Spring 2006-08 DOL modifies two prohibited transaction exemptions
DOL modifies two prohibited transaction exemptions
The Employee Retirement Income Security Act’s (“ERISA”) sec. 406(a) prohibits a fiduciaries from entering into a transaction which he “knows or should know” is a transaction with a party in interest.
It generally prohibits ERISA plans from entering into transactions with plan fiduciaries and other related parties unless an exemption applies.
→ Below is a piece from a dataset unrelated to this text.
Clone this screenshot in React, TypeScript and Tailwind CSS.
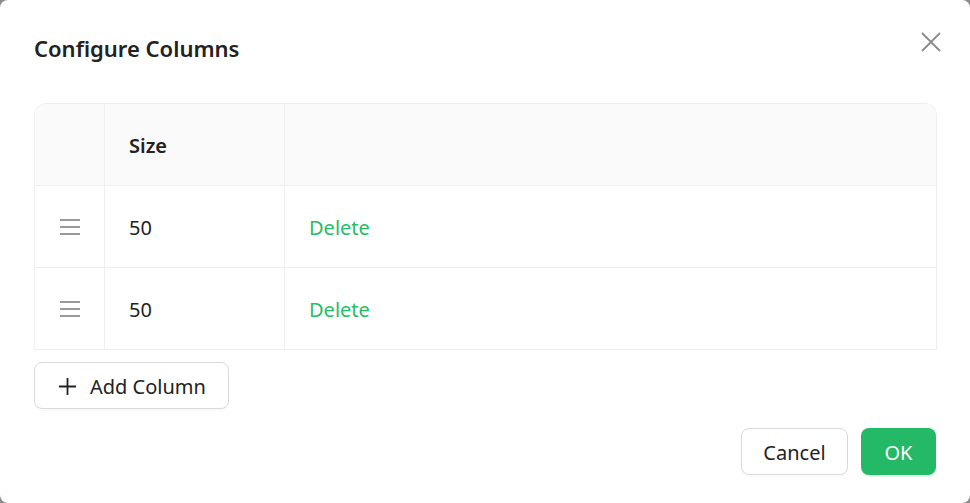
const rows = [{ id: 1, size: 50 }, { id: 2, size: 50 }];

function DragHandle() {
    return (
        <svg width="20" height="16" viewBox="0 0 20 16" fill="none" stroke="#9a9a9a" strokeWidth="2">
            <path d="M0 1h20M0 8h20M0 15h20" />
        </svg>
    );
}

function CloseIcon() {
    return (
        <svg width="20" height="20" viewBox="0 0 20 20" fill="none" stroke="#8a8a8a" strokeWidth="1.8">
            <path d="M1 1l18 18M19 1L1 19" />
        </svg>
    );
}

function PlusIcon() {
    return (
        <svg width="17" height="17" viewBox="0 0 17 17" fill="none" stroke="#222" strokeWidth="1.8">
            <path d="M8.5 0v17M0 8.5h17" />
        </svg>
    );
}

export default function App() {
    return (
        <div className="h-screen w-full bg-[#8c8c8c] font-['Noto_Sans','Open_Sans',sans-serif] text-[#222]">
            <div className="relative flex h-full flex-col rounded-lg bg-white pt-[33px] pr-[33px] pl-[34px]">
                <h2 className="text-[22px] leading-[30px] font-semibold">Configure Columns</h2>
                <button className="absolute top-[32px] right-[29px]">
                    <CloseIcon />
                </button>

                {/* Table */}
                <div className="mt-[40px] overflow-hidden rounded-t-xl border border-[#efefef] text-[20px]">
                    <div className="grid h-[81px] grid-cols-[70px_180px_1fr] bg-[#fafafa]">
                        <div className="border-r border-[#efefef]" />
                        <div className="flex items-center border-r border-[#efefef] px-6 pt-[2px] font-semibold">Size</div>
                        <div />
                    </div>
                    {rows.map((row) => (
                        <div key={row.id} className="grid h-[82px] grid-cols-[70px_180px_1fr] border-t border-[#efefef]">
                            <div className="flex items-center justify-center border-r border-[#efefef]">
                                <DragHandle />
                            </div>
                            <div className="flex items-center border-r border-[#efefef] px-6 pt-[2px]">{row.size}</div>
                            <div className="flex items-center px-6 pt-[2px] text-[#27bd66]">Delete</div>
                        </div>
                    ))}
                </div>

                <div className="mt-3">
                    <button className="flex h-[47px] w-[195px] items-center gap-[14px] rounded-lg border border-[#d9d9d9] bg-white pt-[2px] pl-6 text-[20px] shadow-[0_2px_0_rgba(0,0,0,0.02)]">
                        <PlusIcon />
                        <span>Add Column</span>
                    </button>
                </div>

                <div className="mt-[19px] flex justify-end gap-[13px] pr-[1px] text-[20px]">
                    <button className="h-[47px] w-[107px] rounded-lg border border-[#d9d9d9] bg-white pt-[2px] shadow-[0_2px_0_rgba(0,0,0,0.02)]">
                        Cancel
                    </button>
                    <button className="h-[47px] w-[75px] rounded-lg bg-[#24b966] pt-[2px] text-white shadow-[0_2px_0_rgba(5,145,60,0.1)]">
                        OK
                    </button>
                </div>
            </div>
        </div>
    );
}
This general rule allows several statutory exemptions (ERISA sec. 408) and grants the Secretary of Labor the authority to establish additional prohibited transactions exemptions (PTE).
Accordingly, the Department of Labor has established various class exemptions which automatically apply if the particular transaction complies exactly with the conditions set forth in the exemption.
On February 2, 2006 , the U.S. Department of Labor’s Employee Benefits Security Administration published amendments to two existing class exemptions that will permit plans to engage in securities and other transactions with a greater number of financial institutions and insurers, if certain conditions are met.
Brokers and banks
Under the amendments to Prohibited Transaction Exemption (PTE) 75-1, a plan may engage in certain transactions with broker-dealers, reporting dealers and banks that are plan fiduciaries, as long as the institutions and their affiliates do not have investment authority over, or provide investment advice with regard to, the plan’s assets involved in the transaction.
Insurance agents and brokers
The department also granted similar relief under PTE 84-24 for insurance agents and brokers, pension consultants and mutual fund principal underwriters, to engage in transactions involving sales of insurance and mutual fund products, and to receive related commissions.
As explained by the DOL news release, the revised exemptions “address consolidation in the financial services industry that has resulted in greater numbers of affiliations between financial institutions. One protection afforded by the exemptions is that the terms of the transactions are required to be as favorable to the plans as an arm’s length transaction with an unrelated party would be.”
The amendments to PTE 75-1 are retroactively effective to January 1, 1975; and those to PTE 84-24 are effective on their date of publication in the Federal Register, i.e., February 3, 2006.